Vie et mort des épidémies by Patrice Debré & Jean-Paul Gonzalez

Vie et mort des épidémies by Patrice Debré & Jean-Paul Gonzalez

Auteur:Patrice Debré & Jean-Paul Gonzalez [Debré, Patrice & Gonzalez, Jean-Paul]
La langue: fra
Format: epub
Tags: Science, Microbiologie, médecine, Histoire
ISBN: 9782738176189
Éditeur: Odile Jacob
Publié: 2013-05-29T22:00:00+00:00


« Par le contact vénérien, une maladie nouvelle, ou tout du moins inconnue des médecins qui nous ont précédés, le mal français, s’est glissée de l’Occident jusqu’à nous au moment où je publie cet ouvrage. Si repoussant est l’aspect de tout le corps, si grandes sont les souffrances, la nuit surtout, que cette maladie surpasse en horreur la lèpre généralement incurable ou l’éléphantiasis, et la vie est en danger197. »

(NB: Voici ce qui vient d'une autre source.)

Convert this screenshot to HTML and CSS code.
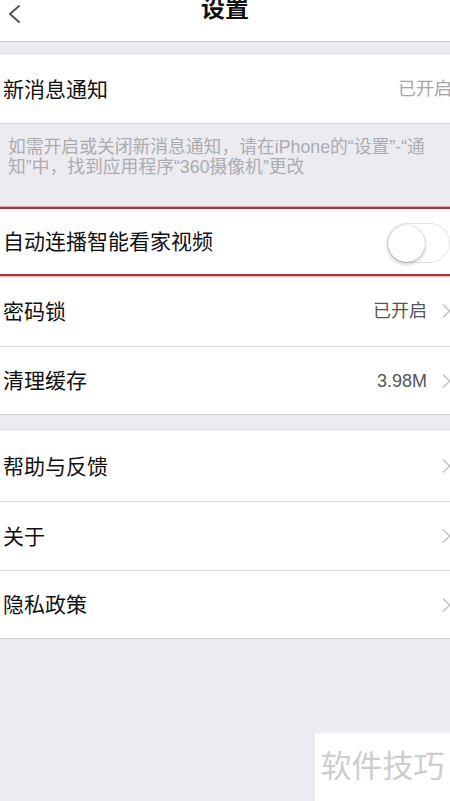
FILE: index.html
```html
<!DOCTYPE html>
<html lang="zh-CN">
<head>
  <meta charset="UTF-8" />
  <meta name="viewport" content="width=device-width, initial-scale=1" />
  <title>设置</title>
  <link rel="stylesheet" href="styles.css">
</head>
<body>
  <div class="nav-bar">
    <div class="nav-left">
      <svg class="back-icon" width="14" height="20" viewBox="0 0 14 20">
        <path d="M12 2 L3 10 L12 18" fill="none" stroke="#555" stroke-width="2" stroke-linecap="round" stroke-linejoin="round"/>
      </svg>
    </div>
    <div class="nav-title">设置</div>
    <div class="nav-right"></div>
  </div>

  <div class="section-gap"></div>

  <div class="cell-group">
    <div class="cell cell-notify">
      <span class="cell-label">新消息通知</span>
      <span class="cell-value value-muted">已开启</span>
    </div>
  </div>

  <div class="note">
    如需开启或关闭新消息通知，请在iPhone的“设置”-“通知”中，找到应用程序“360摄像机”更改
  </div>

  <div class="cell-group">
    <div class="cell cell-toggle">
      <span class="cell-label">自动连播智能看家视频</span>
      <div class="switch">
        <div class="switch-knob"></div>
      </div>
    </div>
    <div class="cell cell-lock">
      <span class="cell-label">密码锁</span>
      <span class="cell-value">已开启</span>
      <svg class="chevron" width="10" height="16" viewBox="0 0 10 16"><path d="M2 1.5 L8.5 8 L2 14.5" /></svg>
    </div>
    <div class="cell cell-cache">
      <span class="cell-label">清理缓存</span>
      <span class="cell-value">3.98M</span>
      <svg class="chevron" width="10" height="16" viewBox="0 0 10 16"><path d="M2 1.5 L8.5 8 L2 14.5" /></svg>
    </div>
  </div>

  <div class="section-gap small"></div>

  <div class="cell-group">
    <div class="cell cell-help">
      <span class="cell-label">帮助与反馈</span>
      <svg class="chevron" width="10" height="16" viewBox="0 0 10 16"><path d="M2 1.5 L8.5 8 L2 14.5" /></svg>
    </div>
    <div class="cell cell-about">
      <span class="cell-label">关于</span>
      <svg class="chevron" width="10" height="16" viewBox="0 0 10 16"><path d="M2 1.5 L8.5 8 L2 14.5" /></svg>
    </div>
    <div class="cell cell-privacy">
      <span class="cell-label">隐私政策</span>
      <svg class="chevron" width="10" height="16" viewBox="0 0 10 16"><path d="M2 1.5 L8.5 8 L2 14.5" /></svg>
    </div>
  </div>

  <div class="watermark">软件技巧</div>
</body>
</html>
```

FILE: styles.css
```css
body {
  margin: 0;
  background-color: #ebebf0;
  font-family: "Liberation Sans", "Noto Sans CJK SC", sans-serif;
  color: #111;
  height: 801px;
  overflow: hidden;
  position: relative;
}
/* Top navigation */
.nav-bar {
  height: 41px;
  background: #fff;
  border-bottom: 1px solid #c9c9cd;
  display: grid;
  grid-template-columns: 1fr auto 1fr;
  align-items: start;
}
.back-icon {
  display: block;
  margin: 4px 0 0 7px;
}
.nav-title {
  font-size: 24px;
  font-weight: bold;
  line-height: 24px;
  margin-top: -3px;
  color: #111;
}
.section-gap {
  height: 13px;
}
.section-gap.small {
  height: 16px;
}
/* Cells */
.cell-group {
  background: #fff;
}
.cell {
  display: flex;
  align-items: center;
  padding-left: 3px;
  box-sizing: border-box;
  border-bottom: 1px solid #dcdce0;
}
.cell-label {
  flex: 1;
  font-size: 21px;
  line-height: 1;
}
.cell-value {
  font-size: 18px;
  color: #555;
  line-height: 1;
}
.value-muted {
  color: #a6a6a6;
  margin-right: -2px;
}
.chevron {
  margin-left: 14px;
  margin-right: -1px;
  flex: none;
}
.chevron path {
  fill: none;
  stroke: #c4c4c9;
  stroke-width: 1.6;
}
.cell-notify {
  height: 69px;
  border-bottom-color: #d3d3d8;
}
.cell-toggle {
  height: 69px;
  border-top: 2px solid #b3303a;
  border-bottom: 2px solid #b3303a;
  box-shadow: 0 -1px 1px rgba(200, 80, 90, 0.4), 0 1px 1px rgba(200, 80, 90, 0.4);
}
.cell-lock {
  height: 71px;
}
.cell-cache {
  height: 68px;
  border-bottom-color: #d3d3d8;
}
.cell-help {
  height: 71px;
}
.cell-about {
  height: 69px;
}
.cell-privacy {
  height: 68px;
  border-bottom-color: #d3d3d8;
}
/* Footnote */
.note {
  height: 83px;
  box-sizing: border-box;
  padding: 13px 10px 0 8px;
  font-size: 17.8px;
  line-height: 20px;
  color: #ababb0;
}
/* Switch */
.switch {
  width: 63px;
  height: 40px;
  box-sizing: border-box;
  border: 1.5px solid #e2e2e4;
  border-radius: 20px;
  background: #fff;
  display: flex;
  align-items: center;
  margin-top: 3px;
}
.switch-knob {
  width: 37px;
  height: 37px;
  border-radius: 50%;
  background: #fff;
  box-shadow: 0 2px 4px rgba(0, 0, 0, 0.25), 0 0 1px rgba(0, 0, 0, 0.3);
}
/* Watermark overlay */
.watermark {
  position: absolute;
  right: 0;
  bottom: 0;
  width: 135px;
  height: 68px;
  background: #fff;
  color: #cdcdcd;
  font-size: 31px;
  line-height: 68px;
  text-align: center;
}
```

Bien que sa présentation soit inconstante, un tableau clinique type peut être déduit des écrits médicaux de l’époque. « L’impétueuse, horrible et abominable maladie », comme la qualifie le poète Jean Molinet (1435-1507), débute souvent par un abcès de la verge d’où s’écoule une sanie putride pendant plusieurs mois, puis les lésions cutanées s’étendent à tout le scrotum et, secondairement, à l’ensemble du corps qui se constelle de pustules. À ces tourments s’ajoutent de violentes douleurs dans les os et dans la tête, qui privent le malade de sommeil. Alessandro Benedetti (1450-1525), un chirurgien formé à Padoue qui servit à Fornoue, raconte qu’il vit des mercenaires perdre les yeux, les mains, le nez ou les pieds. D’autres disent avoir observé des ulcères rongeant les lèvres, la gorge, des paralysies plus ou moins complètes, la perte des oreilles, des testicules et même du membre viril. Car, outre qu’elle est inconnue, agressive, éruptive et affreusement douloureuse, la maladie épouvante par sa hideur.

Dans un dialogue d’Érasme (1469-1536) publié en 1529 et intitulé Le Mariage funeste ou l’Union mal assortie, les protagonistes dissertent des épousailles d’une jeune damoiselle de 16 ans avec un noble réputé pour deux choses : « Le mensonge et la vérole, qui n’a pas encore de désignation exclusive puisqu’elle a une grande variété de noms. » La description de l’impétrant fait froid dans le dos : « Nez cassé, un pied qui traîne, […] des mains crochues, une haleine à vous faire tomber par terre, les yeux éteints, la tête branlante, des matières sanglantes lui sortant du nez et des oreilles198. » En forçant le trait, l’auteur livre une peinture à la fois physique et morale d’un homme prêt à ruiner la vie d’une innocente sans le moindre embarras de conscience. Érasme était hypocondriaque et, hanté par le spectre des maladies, il se plaignait continuellement de la nourriture, du vin, de l’air et du climat auxquels il était assujetti au cours de ses déplacements. À ses yeux, cette calamité est pire que la lèpre, car elle progresse plus vite et provoque des difformités repoussantes. Il la craint parce qu’elle se transmet en toute occasion, « par un baiser, par la conversation, par le toucher, en buvant ensemble. Et nous pouvons voir que cette maladie s’accompagne de haine et que quiconque est dans ses griffes prend plaisir à contaminer autant de personnes qu’il pourra, bien que cela ne l’aide en rien ». Le mal ronge les chairs autant qu’il corrompt les âmes, affirme Érasme qui, pétrifié par sa terreur de la contamination, fait œuvre de moraliste plus que de naturaliste ou de clinicien.